Agar skenario ini bisa berjalan mulus, dukungan pemimpin tertinggi negara, departemen terkait, para anggota dewan, TNI (khususnya angkatan laut) dan Polairud, dan semua lapisan masyarakat, mutlak diperlukan. Untuk itulah, keberadaan Kepres sangatlah diperlukan. Sebab, adanya kepres tersebut akan membantu mengatur pembagian fasilitas kredit usaha bagi nelayan, termasuk tingkat suku bunga.
Di Malaysia, suku bunga kredit usaha sektor kelautan dan perikanan sangat kecil, hanya 3,5 persen. Di Singapura lebih kecil lagi, yaitu 2 persen. Demikian juga dengan Thailand yang hanya 1,5 persen. Bahkan di Jepang 0 persen. Anehnya di Indonesia suku bunga kredit perikanan mencapai 16 – 17 persen.
Dukungan ini akan bertambah nyata jika peraturan perundangan -- revisi UU No.9 tahun 1985 tentang perikanan -- soal izin usaha perikanan tangkap dan budidaya sudah disetujui. Di dalam peraturan ini jelas tertulis bahwa prioritas usaha perikanan diberikan kepada nelayan kecil. Kalaupun ada pengusaha besar yang ikut, mereka harus mau bermitra dengan nelayan kecil atas dasar saling menguntungkan. Bila perlu, nelayan harus punya saham.

Harus Yakin
Adalah wajar jika sebuah solusi tak akan berdampak positif jika tanpa didukung oleh keyakinan. Sementara keyakinan sendiri harus didahului oleh proses menimbang-nimbang. Lantas, pertimbangan apa sehingga kita harus yakin dengan GMB?
Pertama, Indonesia pernah mencanangkan gerakan serupa untuk sektor pertanian. Namanya program Bimas. Program ini terbukti sukses mengantarkan Indonesia mencapai swasembada pangan pada 1984.
Korea Selatan juga demikian. Mereka memiliki gerakan ''Semaul Undong''. Gerakan ini langsung dipimpin oleh Presiden Park Chung Hee dan sukses pada era 60-an. Lantas, mengapa kita tak mencoba melakukan gerakan serupa dengan semangat yang sama?
Kedua, kegiatan ekonomi kelautan dan perikanan memiliki kandungan lokal yang sangat kuat dan padat karya. Mulai dari industri hulu sampai ke hilir semua memanfaatkan kandungan lokal. Ini berbeda dengan industri tekstil yang kebanyakan komponen produksinya masih harus impor. Akibatnya, ketika nilai rupiah anjlok, mereka pun ikut hancur.

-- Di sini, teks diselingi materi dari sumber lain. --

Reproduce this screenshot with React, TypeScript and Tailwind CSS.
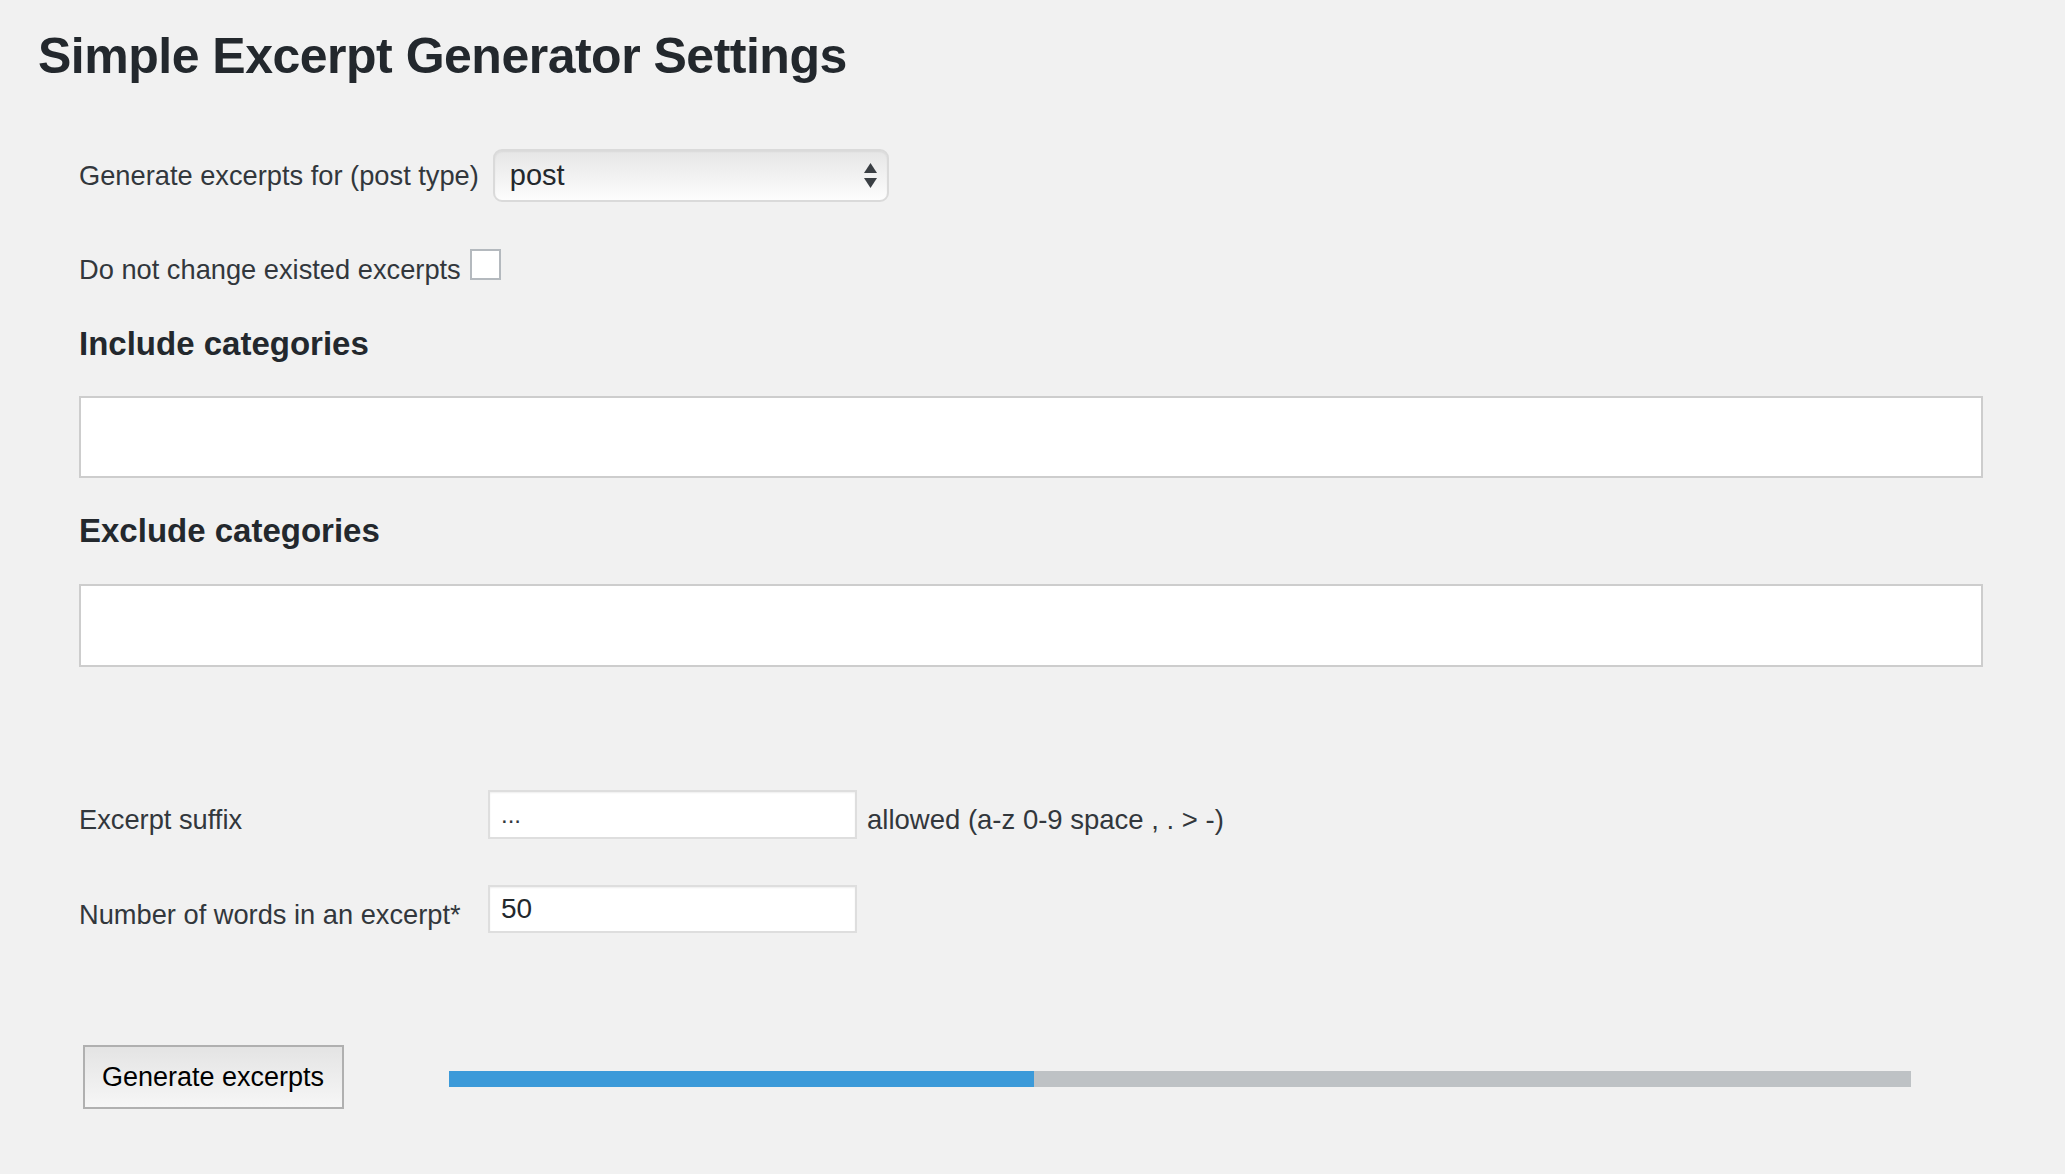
import React from 'react';

const SelectArrows: React.FC = () => (
  <svg width="13" height="26" viewBox="0 0 13 26" className="shrink-0">
    <polygon points="6.5,0 13,10 0,10" fill="#3a3f44" />
    <polygon points="0,15 13,15 6.5,25" fill="#3a3f44" />
  </svg>
);

const App: React.FC = () => {
  const progress = 40;

  return (
    <div className="min-h-screen bg-[#f1f1f1] font-['Liberation_Sans',Arial,sans-serif] text-[#23282d]">
      <div className="pl-[38px] pt-[31px] pb-[40px]">
        <h1 className="text-[50px] leading-[50px] font-bold tracking-[-0.5px]">Simple Excerpt Generator Settings</h1>

        <div className="pl-[41px] pr-[82px]">
          {/* post type */}
          <div className="mt-[68px] flex h-[53px] items-center gap-[14px]">
            <label className="text-[27.25px] leading-[53px] text-[#32373c]">Generate excerpts for (post type)</label>
            <div className="flex h-[53px] w-[396px] items-center justify-between rounded-[9px] border-2 border-[#dadada] bg-gradient-to-b from-[#e6e6e6] to-[#fdfdfd] pl-[15px] pr-[10px] shadow-[inset_0_1px_2px_rgba(0,0,0,0.06)]">
              <span className="text-[29px] leading-[29px] text-[#23282d]">post</span>
              <SelectArrows />
            </div>
          </div>

          {/* keep existing */}
          <div className="mt-[47px] flex items-end gap-[9px]">
            <label className="text-[27.25px] leading-[36px] text-[#32373c]">Do not change existed excerpts</label>
            <span className="mb-[8px] block h-[31px] w-[31px] border-2 border-[#b4b9be] bg-white"></span>
          </div>

          <h2 className="mt-[36px] text-[33px] leading-[40px] font-bold">Include categories</h2>
          <div className="mt-[32px] h-[82px] w-full border-2 border-[#cdcdcd] bg-white"></div>

          <h2 className="mt-[33px] text-[33px] leading-[40px] font-bold">Exclude categories</h2>
          <div className="mt-[33px] h-[83px] w-full border-2 border-[#cdcdcd] bg-white"></div>

          {/* suffix */}
          <div className="mt-[123px] flex items-start">
            <label className="w-[409px] pt-[12px] text-[27.25px] leading-[36px] text-[#32373c]">Excerpt suffix</label>
            <div className="flex h-[49px] w-[369px] items-center border-2 border-[#dedede] bg-white pl-[11px] shadow-[inset_0_1px_2px_rgba(0,0,0,0.07)]">
              <span className="text-[24px] leading-[24px] text-[#32373c]">...</span>
            </div>
            <span className="ml-[10px] pt-[12px] text-[27.5px] leading-[36px] text-[#32373c]">allowed (a-z 0-9 space , . &gt; -)</span>
          </div>

          {/* words */}
          <div className="mt-[46px] flex items-start">
            <label className="w-[409px] pt-[12px] text-[27.25px] leading-[36px] text-[#32373c]">Number of words in an excerpt*</label>
            <div className="flex h-[48px] w-[369px] items-center border-2 border-[#dedede] bg-white pl-[11px] shadow-[inset_0_1px_2px_rgba(0,0,0,0.07)]">
              <span className="text-[28px] leading-[28px] text-[#23282d]">50</span>
            </div>
          </div>

          {/* action */}
          <div className="mt-[112px] flex items-start">
            <button className="ml-[4px] h-[64px] w-[261px] border-2 border-[#b0b0b0] bg-gradient-to-b from-[#e4e4e4] to-[#f6f6f6] text-left pl-[17px] text-[27px] leading-[27px] text-black">
              Generate excerpts
            </button>
            <div className="ml-[105px] mt-[26px] h-[16px] w-[1462px] bg-[#bec2c5]">
              <div className="h-full bg-[#3c9ad9]" style={{ width: `${progress}%` }}></div>
            </div>
          </div>
        </div>
      </div>
    </div>
  );
};

export default App;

Lihatlah industri tambak, hampir semua proses produksi bisa dilakukan sendiri oleh masyarakat Indonesia. Pembenuran, penyediaan lahan, pakan udang, proses manajemen perairan, hingga pascapanen, semua tersedia di sini.
Belum lagi industri ikutannya. Adanya udang, tentu membutuhkan sarana pengawetan dan pengemasan, seperti es, karton, dsb. Industri ikutan ini akan sangat panjang dan beragam. Pada akhirnya akan menyerap tenaga kerja yang sangat banyak.

Ketiga, sumber daya perikanan bisa diperbaharui. Artinya, tak akan habis. Ini berbeda dengan sumberdaya mineral, seperti minyak bumi, gas, bahan tambang, yang lama kelamaan akan habis.
Keempat, pengembangan sektor kelautan dan perikanan akan melibatkan daerah. Sebab, sebagian besar aktivitas kelautan dan perikanan ada di daerah, bukan di kota-kota besar. Bila gerakan ini berjalan sesuai skenario, maka problem urbanisasi --meskipun tak sepenuhnya-- bisa teratasi. Ketimpangan ekonomi antara desa dan kota bisa terpecahkan. Pemerataan ekonomi bisa terwuju. Jadi, mengapa tidak kita coba saja GMB?